Ten kids, now the castle had so many staff, and none of them naturally dopey. But here they were, silent and snoozing like the rest. She didn’t want to look, not at any of them really. She could try to pretend it was naptime, but the furious shrieking of Slayer brats told to doze wasn’t in the air. This was as unnatural as anything she’d seen all day, and felt worse.
Mike, now. Face-planted into a book, and that could raise half a smile at least. He slept this way pretty often already, lulling himself with pretended words the way other kids play with a blankie. Not so wrong. He had a piece of fruit in one hand, though, and she automatically patted him on the back to make him cough up anything in his mouth. Would be bad, to choke her kid when the spell broke.
His mouth opened, and a perfect bite of apple rolled out. Faith stared at it for a moment, and swore.
Mike hiccupped, and gasped, then wiggled his arms.
He rolled over onto his back, and giggled. “Muh?”
His first word hadn’t been Mommy but 'Da', which was fair. She wasn’t around so much just now. But this chopped off version, his current name for Faith, felt damn good. And that was before she heard the sounds of stirring bodies outside.
Apple. Faith.

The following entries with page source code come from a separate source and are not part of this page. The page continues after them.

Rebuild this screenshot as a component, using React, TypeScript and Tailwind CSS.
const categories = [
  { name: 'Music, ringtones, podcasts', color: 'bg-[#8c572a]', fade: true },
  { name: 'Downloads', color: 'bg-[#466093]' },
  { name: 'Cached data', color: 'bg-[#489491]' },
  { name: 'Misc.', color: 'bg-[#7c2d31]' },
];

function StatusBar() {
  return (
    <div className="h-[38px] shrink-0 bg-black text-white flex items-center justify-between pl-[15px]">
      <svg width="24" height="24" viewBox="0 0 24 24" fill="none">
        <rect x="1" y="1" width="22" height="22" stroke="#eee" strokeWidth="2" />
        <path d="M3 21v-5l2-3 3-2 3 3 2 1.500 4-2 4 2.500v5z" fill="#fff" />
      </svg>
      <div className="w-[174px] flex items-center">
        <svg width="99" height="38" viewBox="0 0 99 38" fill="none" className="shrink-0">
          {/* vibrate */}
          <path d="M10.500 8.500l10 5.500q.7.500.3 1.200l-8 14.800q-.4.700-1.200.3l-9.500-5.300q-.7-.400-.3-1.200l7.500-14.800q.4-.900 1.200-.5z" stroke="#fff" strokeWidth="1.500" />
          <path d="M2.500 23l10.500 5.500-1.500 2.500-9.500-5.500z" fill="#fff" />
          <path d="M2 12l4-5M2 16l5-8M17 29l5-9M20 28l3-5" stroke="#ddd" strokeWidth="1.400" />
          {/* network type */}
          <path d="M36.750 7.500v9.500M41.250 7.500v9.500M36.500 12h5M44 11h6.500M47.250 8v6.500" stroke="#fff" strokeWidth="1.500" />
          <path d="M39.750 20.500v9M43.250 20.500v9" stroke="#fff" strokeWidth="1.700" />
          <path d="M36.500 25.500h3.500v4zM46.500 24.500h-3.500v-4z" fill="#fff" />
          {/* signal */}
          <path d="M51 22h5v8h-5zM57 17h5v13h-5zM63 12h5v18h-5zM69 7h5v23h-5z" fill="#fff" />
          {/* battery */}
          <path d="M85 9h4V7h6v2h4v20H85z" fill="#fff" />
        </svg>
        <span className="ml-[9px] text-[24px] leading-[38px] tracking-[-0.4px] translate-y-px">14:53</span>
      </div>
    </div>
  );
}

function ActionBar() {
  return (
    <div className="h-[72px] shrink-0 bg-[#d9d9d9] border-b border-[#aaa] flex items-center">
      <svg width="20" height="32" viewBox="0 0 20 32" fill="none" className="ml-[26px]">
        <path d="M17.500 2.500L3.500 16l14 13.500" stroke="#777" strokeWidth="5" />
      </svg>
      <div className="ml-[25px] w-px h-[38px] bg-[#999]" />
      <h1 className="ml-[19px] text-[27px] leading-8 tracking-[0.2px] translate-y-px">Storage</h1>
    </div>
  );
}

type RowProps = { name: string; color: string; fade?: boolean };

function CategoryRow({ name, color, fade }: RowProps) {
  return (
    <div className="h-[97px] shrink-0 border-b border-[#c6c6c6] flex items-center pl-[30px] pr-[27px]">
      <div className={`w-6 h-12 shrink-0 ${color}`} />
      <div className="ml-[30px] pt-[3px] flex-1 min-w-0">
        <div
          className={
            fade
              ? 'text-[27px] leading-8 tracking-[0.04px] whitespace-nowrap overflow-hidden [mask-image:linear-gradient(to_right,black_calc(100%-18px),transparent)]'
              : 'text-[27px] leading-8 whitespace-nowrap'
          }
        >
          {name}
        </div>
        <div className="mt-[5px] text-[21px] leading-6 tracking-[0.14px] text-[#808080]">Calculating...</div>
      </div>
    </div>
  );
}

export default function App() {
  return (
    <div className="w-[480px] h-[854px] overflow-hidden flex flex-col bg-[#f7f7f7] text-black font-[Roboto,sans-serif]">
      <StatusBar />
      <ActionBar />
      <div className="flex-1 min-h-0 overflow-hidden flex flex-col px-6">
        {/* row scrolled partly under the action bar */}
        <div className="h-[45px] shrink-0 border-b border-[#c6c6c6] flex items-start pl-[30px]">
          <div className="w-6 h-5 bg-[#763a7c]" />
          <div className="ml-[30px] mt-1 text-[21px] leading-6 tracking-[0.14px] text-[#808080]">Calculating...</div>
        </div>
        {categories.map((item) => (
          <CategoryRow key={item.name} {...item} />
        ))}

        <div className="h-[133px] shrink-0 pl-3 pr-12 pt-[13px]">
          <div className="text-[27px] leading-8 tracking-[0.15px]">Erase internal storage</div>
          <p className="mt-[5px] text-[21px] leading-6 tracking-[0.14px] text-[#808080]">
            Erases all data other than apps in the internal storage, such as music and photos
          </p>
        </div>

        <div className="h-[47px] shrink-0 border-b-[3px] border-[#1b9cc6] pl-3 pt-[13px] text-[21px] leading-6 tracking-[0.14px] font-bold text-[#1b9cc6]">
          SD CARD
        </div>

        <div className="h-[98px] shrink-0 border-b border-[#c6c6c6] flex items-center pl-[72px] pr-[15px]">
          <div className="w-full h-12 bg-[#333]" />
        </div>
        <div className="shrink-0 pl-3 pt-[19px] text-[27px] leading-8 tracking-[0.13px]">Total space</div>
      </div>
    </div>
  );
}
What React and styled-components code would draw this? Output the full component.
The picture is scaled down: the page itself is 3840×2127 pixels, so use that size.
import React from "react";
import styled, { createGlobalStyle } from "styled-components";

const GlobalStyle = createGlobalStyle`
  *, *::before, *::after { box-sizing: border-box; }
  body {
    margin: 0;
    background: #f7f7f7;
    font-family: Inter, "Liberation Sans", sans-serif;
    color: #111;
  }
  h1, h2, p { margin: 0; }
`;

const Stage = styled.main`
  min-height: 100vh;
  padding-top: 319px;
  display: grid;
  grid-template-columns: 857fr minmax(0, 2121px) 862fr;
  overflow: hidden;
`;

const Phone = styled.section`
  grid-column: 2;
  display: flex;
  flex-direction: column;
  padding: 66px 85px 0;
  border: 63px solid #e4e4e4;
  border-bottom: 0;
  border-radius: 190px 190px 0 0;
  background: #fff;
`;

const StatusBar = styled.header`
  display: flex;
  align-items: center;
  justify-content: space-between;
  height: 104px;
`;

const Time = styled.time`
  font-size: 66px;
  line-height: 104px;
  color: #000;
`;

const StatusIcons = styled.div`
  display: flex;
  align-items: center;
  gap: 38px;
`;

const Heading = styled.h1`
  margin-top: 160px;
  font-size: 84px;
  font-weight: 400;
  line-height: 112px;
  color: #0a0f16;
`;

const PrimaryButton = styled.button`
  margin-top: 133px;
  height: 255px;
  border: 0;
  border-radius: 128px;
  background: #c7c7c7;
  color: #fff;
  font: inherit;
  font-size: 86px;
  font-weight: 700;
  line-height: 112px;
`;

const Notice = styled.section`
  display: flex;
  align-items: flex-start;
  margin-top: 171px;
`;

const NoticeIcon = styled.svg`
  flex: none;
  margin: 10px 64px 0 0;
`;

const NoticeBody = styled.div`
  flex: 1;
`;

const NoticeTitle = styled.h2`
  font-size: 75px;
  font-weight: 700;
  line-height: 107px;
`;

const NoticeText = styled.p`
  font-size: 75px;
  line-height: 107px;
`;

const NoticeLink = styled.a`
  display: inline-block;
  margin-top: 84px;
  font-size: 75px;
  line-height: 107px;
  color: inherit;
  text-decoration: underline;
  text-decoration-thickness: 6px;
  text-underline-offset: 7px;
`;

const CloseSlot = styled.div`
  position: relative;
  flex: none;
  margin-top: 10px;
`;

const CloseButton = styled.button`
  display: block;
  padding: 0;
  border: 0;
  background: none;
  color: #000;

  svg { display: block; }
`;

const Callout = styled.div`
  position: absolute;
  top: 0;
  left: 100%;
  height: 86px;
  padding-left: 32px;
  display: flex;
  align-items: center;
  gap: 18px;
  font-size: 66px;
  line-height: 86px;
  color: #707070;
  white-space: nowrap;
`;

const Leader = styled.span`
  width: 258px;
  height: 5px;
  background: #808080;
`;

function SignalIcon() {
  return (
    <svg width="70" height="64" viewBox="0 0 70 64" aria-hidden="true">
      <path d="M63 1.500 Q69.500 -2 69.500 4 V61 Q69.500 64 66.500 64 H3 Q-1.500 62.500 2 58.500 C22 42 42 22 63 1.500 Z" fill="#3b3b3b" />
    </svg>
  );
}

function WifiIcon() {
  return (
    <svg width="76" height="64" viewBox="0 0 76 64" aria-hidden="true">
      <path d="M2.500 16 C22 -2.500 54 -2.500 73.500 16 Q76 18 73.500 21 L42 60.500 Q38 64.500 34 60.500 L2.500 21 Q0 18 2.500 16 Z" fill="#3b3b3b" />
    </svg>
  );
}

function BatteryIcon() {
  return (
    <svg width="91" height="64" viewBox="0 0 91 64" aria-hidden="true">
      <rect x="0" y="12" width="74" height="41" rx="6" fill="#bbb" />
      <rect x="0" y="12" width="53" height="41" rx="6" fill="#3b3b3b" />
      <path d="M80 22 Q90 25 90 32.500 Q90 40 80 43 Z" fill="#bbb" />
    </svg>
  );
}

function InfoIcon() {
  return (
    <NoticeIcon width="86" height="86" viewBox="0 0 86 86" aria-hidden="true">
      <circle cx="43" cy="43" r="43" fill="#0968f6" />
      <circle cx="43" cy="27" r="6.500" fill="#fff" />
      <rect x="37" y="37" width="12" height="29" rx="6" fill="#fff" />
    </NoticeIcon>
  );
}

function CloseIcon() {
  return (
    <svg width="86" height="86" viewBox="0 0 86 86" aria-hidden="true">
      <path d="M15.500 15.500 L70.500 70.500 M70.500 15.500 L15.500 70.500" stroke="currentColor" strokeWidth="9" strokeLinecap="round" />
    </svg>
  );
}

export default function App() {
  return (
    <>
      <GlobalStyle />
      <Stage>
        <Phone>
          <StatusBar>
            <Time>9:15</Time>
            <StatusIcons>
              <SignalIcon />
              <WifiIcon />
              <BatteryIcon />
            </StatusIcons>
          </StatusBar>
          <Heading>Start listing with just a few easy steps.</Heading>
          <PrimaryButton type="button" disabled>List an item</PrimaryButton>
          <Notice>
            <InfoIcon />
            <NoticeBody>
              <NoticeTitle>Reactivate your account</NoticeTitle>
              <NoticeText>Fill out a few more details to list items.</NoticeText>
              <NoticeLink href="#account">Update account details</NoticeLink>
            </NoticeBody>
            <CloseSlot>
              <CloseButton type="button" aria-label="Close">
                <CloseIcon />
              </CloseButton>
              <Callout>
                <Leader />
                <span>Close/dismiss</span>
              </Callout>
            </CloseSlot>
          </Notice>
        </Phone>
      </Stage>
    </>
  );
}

Apple. Okay.
She picked up Mike, who didn’t scream. Didn’t seem wet, nor hungry. Like the past hours and hours hadn’t passed for him. Like he’d been unBeing for a while. She was still shaking, inside, by the time she got up to HQ and could pass her son to her husband (a sentence that, really, she still couldn’t think without blinking).
Then, oh then there was kissing. Ignoring the awakening and onlooking SSOs, and the live comms screens behind, there was epic kissing. Faith got pretty close to tears before remembering just who was in charge here.
“Wesley?”
Her former Watcher coughed, a lot. It wasn’t discreet. “Yes?”
“Stand down the alert. I can confirm situation at the castle is basically normal. Everyone’s awake. Lots of people are bleeding. Someone who isn’t Giles is gonna take over in fifteen minutes here-“ Which was mean, she knew. Everyone would be feeling like seven shades of shit after the whole plant sleep thing, not Giles alone.
But Faith Lehane just recaptured a castle, slew the beanstalk, woke the sleeping prince and also spent the whole damn day chopping plants to death. And that sort of rep equals big damn heroes. Big damn heroes get to take the saved damsels (male, middle aged, glasses-wearing damsels, and really short not-quite-toddler damsels) off to safety and damned well recover and celebrate and not cry too much. Okay?
Wesley was nodding. He seemed okay with that, including the unspoken parts. “Fine. We’ll make a note to ensure the perimeter is restocked. Review medical supplies tomorrow?”
Yay. Inventory. Every hero’s favourite. “Copy that, Wes.”
The thing about heroics? Nobody stays a hero when they’re done.